Cinisi, danneggiata mattonella del Ponte per la memoria «Risultato del clima di ostilità e indifferenza verso di noi»

Da quel 9 maggio 1978, giorno dell’omicidio di Peppino Impastato, di tempo ne è passato e quei famosi cento passi, che oggi come allora intercorrono fra la casa dell’attivista ucciso e quella del boss Tano Badalamenti che diede il mandato di farlo sparire, giorno dopo giorno vengono ripercorsi da moltissime persone. A scandire una marcia ormai di rito per chi passa da Corso Umberto I a Cinisi, il corso principale del paese, sono alcune mattonelle decorate con pensieri e massime di Peppino. Sono le famose pietre d’inciampo realizzate dall’artista Fabio Butera nel 2014. Solo alcuni giorni fa una di queste mattonelle è stata ritrovata distrutta. «Ce ne siamo accorti perché un ragazzo che si trovava a passare da lì ha visto che questa pietra era tutta scheggiata, diciamo proprio picconata, ha fatto una foto e l’ha pubblicata su Facebook. Questa ha cominciato a circolare sino a quando la voce non è giunta anche noi», spiega a MeridioNews Giovanni Impastato, fratello dell’attivista ucciso da Cosa nostra. «È un mattone normale come gli altri, non è che ci si sale di sopra e si rischia di romperlo – continua – Sono andato subito a controllare personalmente e a scattare delle foto, in seguito ho presentato una denuncia ai carabinieri».

Tuttavia, il fratello di Impastato ha escluso subito l’ipotesi dell’intimidazione mafiosa: «È chiaro che noi non abbiamo prove di alcun tipo o riscontri precisi, ma secondo noi si è trattato di un vandalismo gratuito da parte di persone che evidentemente ce l’hanno con noi – dice infatti Giovanni – Non credo che un’organizzazione mafiosa si presenti lì col piccone per rompere la mattonella». Questo, però, non rende l’episodio meno grave. «Sono cose inquietanti che mi preoccupano ancora di più dell’intimidazione mafiosa in sé – aggiunge l’uomo – Perché questo è evidentemente il frutto di un clima di ostilità nei nostri confronti, di isolamento e indifferenza». Secondo Impastato, infatti, il gesto, seppur lontano dalle vendette di un’organizzazione criminale, rappresenta qualcosa di mirato e che si scaglia in maniera chiara contro il lavoro quotidiano di sensibilizzazione e memoria portato avanti dall’associazione Casa Memoria.

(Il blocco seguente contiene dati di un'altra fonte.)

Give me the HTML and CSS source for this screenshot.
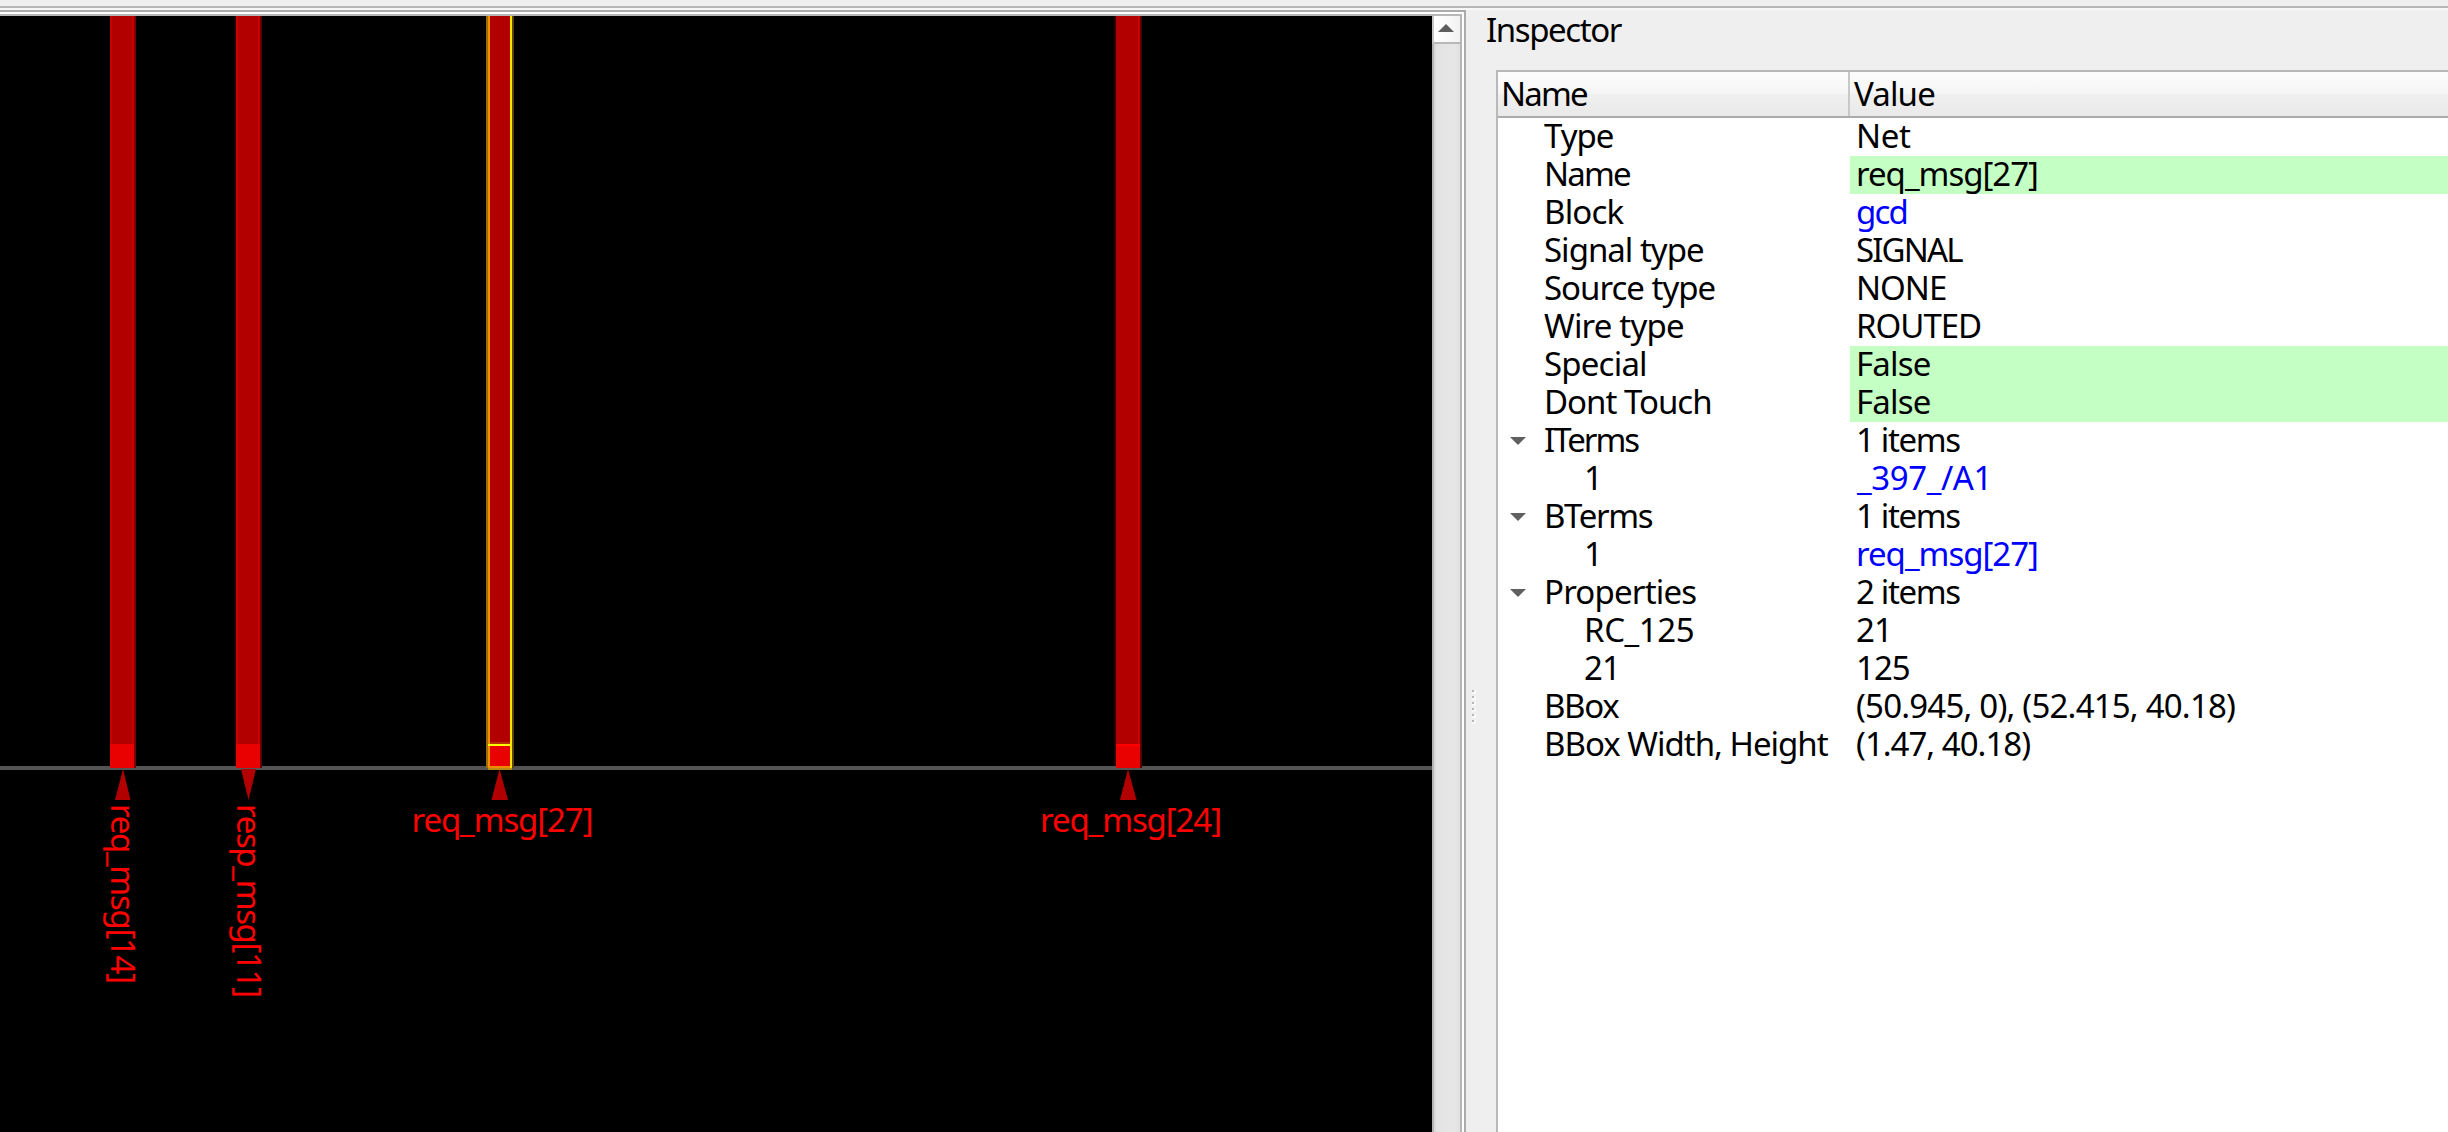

«Il nostro impegno è costante, quasi una presenza asfissiante – torna a dire Giovanni – Stiamo curando molto il connubio fra memoria e arte, bellezza e territorio, lavoriamo in questa direzione. Perciò questo atto è un’offesa anche all’arte e alla bellezza, non solo alla memoria. Sono cose mirate, fatte di proposito da chi ce l’ha con noi». Ad aggiungere amarezza all’episodio è stato anche l’atteggiamento mostrato da Cinisi. «Da parte del paese non c’è stata nessuna reazione, la totale indifferenza. Non vedo ancora un sostegno e una solidarietà vera e propria, e questo è successo e succede ancora anche col casolare dove fu ammazzato Peppino – dice Giovanni – secondo me queste sono cose legate fra loro». Inevitabile il riferimento al casolare di contrada Feudo, ancora oggi inaccessibile alla collettività e abbandonato a se stesso. «È ancora tutto fermo e questo in qualche modo alimenta e accelera vicende come questa – conclude l’uomo – Se ci fosse la precisa volontà di fare qualcosa, quel bene potrebbe essere espropriato, in modo da renderlo disponibile a tutti come luogo di memoria».